Pablo Yépez cree: “Si cada quien tiene su propia historia incrustada entre el esternón y sus sueños, la de Rafael fue la de la dignidad; si cada uno tiene su particular teoría, la suya fue la de la revolución humana; si cada quien posee sus propias respuestas y sus singulares fantasmas, los suyos fueron la ternura, la organización, la democracia”. La sonoridad de su canto explota sin controversia alguna: “El amor/ es la única red/ que atrapa al pez/ para salvarlo/ de la muerte”.

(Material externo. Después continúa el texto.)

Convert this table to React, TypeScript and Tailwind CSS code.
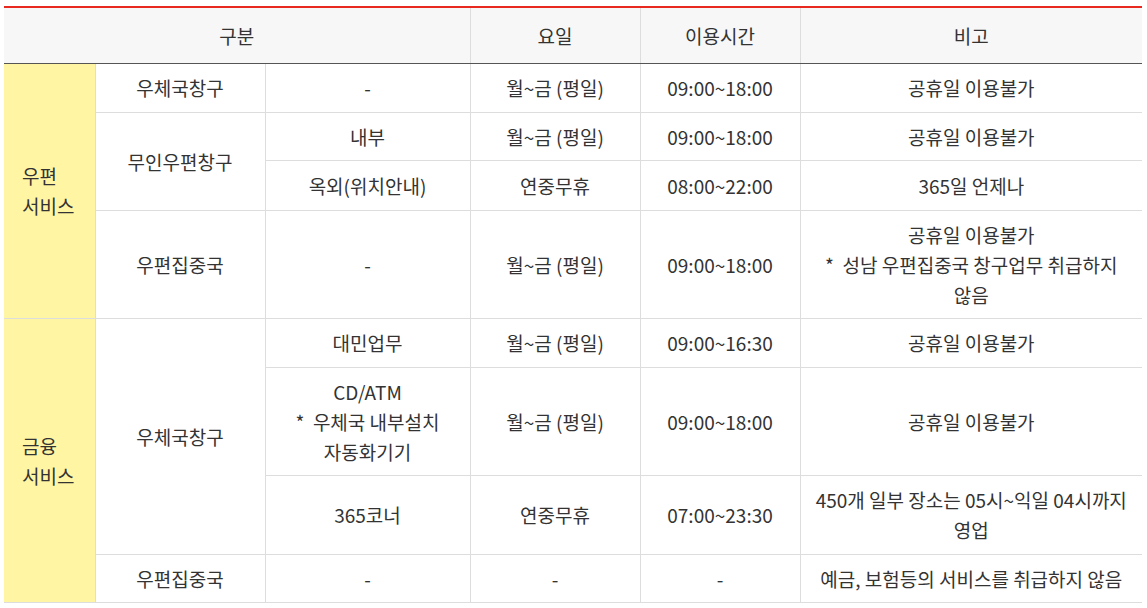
const cell = 'border border-[#dddddd] px-[10px] py-[8px] text-center align-middle'
const side = 'border-y border-r border-[#dddddd] bg-[#fff5a3] pl-[18px] text-left align-middle'
const last = cell + ' border-r-0'
const head = 'border-b border-r border-b-[#555555] border-r-[#dddddd] pt-[13px] pb-[12px] font-normal'

function Holiday() {
  return <>공휴일 이용불가</>
}

export default function App() {
  return (
    <div
      className="bg-white pl-[4px] pt-[6px] text-[19px] leading-[30px] text-[#333333]"
      style={{ fontFamily: '"Noto Sans CJK KR", "Noto Sans", sans-serif' }}
    >
      <table className="w-[1138px] table-fixed border-collapse border-t-2 border-b border-t-[#e8291f] border-b-[#555555]">
        <colgroup>
          <col className="w-[91px]" />
          <col className="w-[170px]" />
          <col className="w-[205px]" />
          <col className="w-[170px]" />
          <col className="w-[160px]" />
          <col className="w-[342px]" />
        </colgroup>
        <thead>
          <tr className="bg-[#f7f7f7]">
            <th colSpan={3} className={head}>
              구분
            </th>
            <th className={head}>요일</th>
            <th className={head}>이용시간</th>
            <th className={head + ' border-r-0'}>비고</th>
          </tr>
        </thead>
        <tbody>
          <tr className="h-[49px]">
            <td rowSpan={4} className={side}>
              우편
              <br />
              서비스
            </td>
            <td className={cell}>우체국창구</td>
            <td className={cell}>-</td>
            <td className={cell}>월~금 (평일)</td>
            <td className={cell}>09:00~18:00</td>
            <td className={last}><Holiday /></td>
          </tr>
          <tr className="h-[48px]">
            <td rowSpan={2} className={cell}>무인우편창구</td>
            <td className={cell}>내부</td>
            <td className={cell}>월~금 (평일)</td>
            <td className={cell}>09:00~18:00</td>
            <td className={last}><Holiday /></td>
          </tr>
          <tr className="h-[50px]">
            <td className={cell}>옥외(위치안내)</td>
            <td className={cell}>연중무휴</td>
            <td className={cell}>08:00~22:00</td>
            <td className={last}>365일 언제나</td>
          </tr>
          <tr className="h-[108px]">
            <td className={cell}>우편집중국</td>
            <td className={cell}>-</td>
            <td className={cell}>월~금 (평일)</td>
            <td className={cell}>09:00~18:00</td>
            <td className={last}>
              <Holiday />
              <br />* &nbsp;성남 우편집중국 창구업무 취급하지
              <br />
              않음
            </td>
          </tr>
          <tr className="h-[49px]">
            <td rowSpan={4} className={side}>
              금융
              <br />
              서비스
            </td>
            <td rowSpan={3} className={cell}>우체국창구</td>
            <td className={cell}>대민업무</td>
            <td className={cell}>월~금 (평일)</td>
            <td className={cell}>09:00~16:30</td>
            <td className={last}><Holiday /></td>
          </tr>
          <tr className="h-[108px]">
            <td className={cell}>
              CD/ATM
              <br />* &nbsp;우체국 내부설치
              <br />
              자동화기기
            </td>
            <td className={cell}>월~금 (평일)</td>
            <td className={cell}>09:00~18:00</td>
            <td className={last}><Holiday /></td>
          </tr>
          <tr className="h-[79px]">
            <td className={cell}>365코너</td>
            <td className={cell}>연중무휴</td>
            <td className={cell}>07:00~23:30</td>
            <td className={last}>
              450개 일부 장소는 05시~익일 04시까지
              <br />
              영업
            </td>
          </tr>
          <tr className="h-[48px]">
            <td className={cell}>우편집중국</td>
            <td className={cell}>-</td>
            <td className={cell}>-</td>
            <td className={cell}>-</td>
            <td className={last}>예금, 보험등의 서비스를 취급하지 않음</td>
          </tr>
        </tbody>
      </table>
    </div>
  )
}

Diego Velasco Andrade define al poeta aludido como “el necio activador de aquella banda iconoclasta creada y recreada en los 60, bajo el sombrero rojo de la Revolución cubana; de mayo de 1968, de una irreverencia frontal contra los florilegios de ‘la luenga’ y la historia generacional y ‘casteliana’ tan recurrente hasta hoy, en la literatura ecuatoriana…”.

Rafael Larrea, desde algún recodo del universo, seguirá con sumo interés los pasos aquilatados de quienes aún persisten en construir la utopía legada por él y por muchos otros personajes que se nos adelantaron en el viaje final. Y con seguridad intentará recordarnos sus versos: “El poeta no es un globo libertino,/ ni una nube fantasma./ Sus deudas así lo dicen,/ sus zapatos polvorientos se lo impiden,/ lo dice su conciencia, lo afirma su par de alas/ de barro,/ el poeta, el soñador,/ es un ser que vuela como el colibrí,/ no es una gotera casera que llora,/ es un niño grande que hace castillos con palabras./ … El poeta se marcha, siempre está de viaje,/ se va de su caleta, como de sus costumbres,/ abre otra puerta del mundo,/ entra sin miedo en la cueva del asombro,/ va de boca en boca,/ entre millones de otros viajeros semejantes va,/ y nunca vuelve igual,/ nunca volverá igual,/ en realidad ojalá vuelva…”.